Fuhrman saved his strongest criticism for animal products. “If you want to achieve protection from cancer, you can’t do it on a diet high in animal products,” he announced.
“A high-protein diet from animal products causes a four-fold increase in cancer deaths and a 75 percent increase in overall deaths from other causes. What you need instead is a diet rich in a good variety of plants.”
Near the end of his presentation, Fuhrman drew enthusiastic laughter when he noted, “You’d have to be crazy to eat the standard American diet.”

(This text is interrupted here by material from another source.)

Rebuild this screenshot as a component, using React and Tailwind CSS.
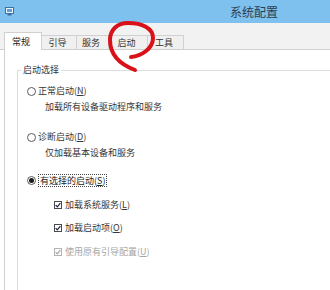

Not everyone, however, agreed with all of Fuhrman’s advice. Georgia Hodgkin, EdD, associate chair of nutrition and dietetics at Loma Linda University School of Allied Health Professions and a published authority on vegetarian nutrition herself, noted that every student in her upper-level nutrition counseling class attended the event and came away with serious questions about the accuracy of several of his key points.
“Joel Fuhrman prompted a robust discussion in our morning-after class,” Hodgkin shared. “Students wondered, ‘Where is the protein in his diet with a plate greater than 50 percent covered with green leafy vegetables? With only seven grams of protein per one-quarter cup of cooked beans, how many cups would you have to eat to reach the 50-plus grams needed per day?’ They also asked, ‘Where is the calcium?’ If those greens are raw kale, one cup would have only 90 milligrams of calcium compared to 300 per one cup of milk. The recommended calcium intake is 1,000 to 1,500 milligrams per day, depending on age and gender.”
Hodgkin’s students also took exception to Fuhrman’s rapid-fire style, asking how much information listeners could hear and integrate into their lives.
“Nutrition is abused in the grand old USA,” she agreed. “No question of that! His photos of 100-plus pounds of weight loss in two individuals support that. The question is asked, ‘How are they doing one year later or five years later? Did they make long-term eating behavior changes?’”
Kathleen Zelman, MPH, RD, director of nutrition for WebMD, expressed similar concerns in response to the question of whether Fuhrman’s popular Eat to Live diet actually works.
“You will absolutely lose weight on this plan, but you may not be able to do it long term,” Zelman wrote. “Eat to Live is very low in calories, protein, fat, and sodium, and high in fiber. The U.S. government's guidelines recommend shifting toward a more plant-based diet, but this extremely restrictive diet takes it a step further. It eliminates some food groups, and it doesn’t allow for snacks, sugar, or oils, which could make it very difficult to stay on.”
Nevertheless, Hodgkin praised Fuhrman for stirring up popular support for the importance of nutrition in human health and tempered her critique with praise.
“The Loma Linda public met a man who was over-the-top excited about nutrition,” she observed. “As a registered dietitian, what a joy to see! Hopefully the public, whose plates are void of fruits and vegetables, left planning to add both to the diets. If those plates still have meat, fish, or poultry on them, they caught that leaving those items off would benefit their health and longevity.”
Hodgkin concluded with a plug for a nutritional resource developed on the campus of Loma Linda University.
“Stop by the nutrition table at Drayson Center,” she suggested, “for the MyPlate Vegetarian Food Guide; a description of the diet taught at Loma Linda University and its predecessor, the College of Medical Evangelists, since 1908.”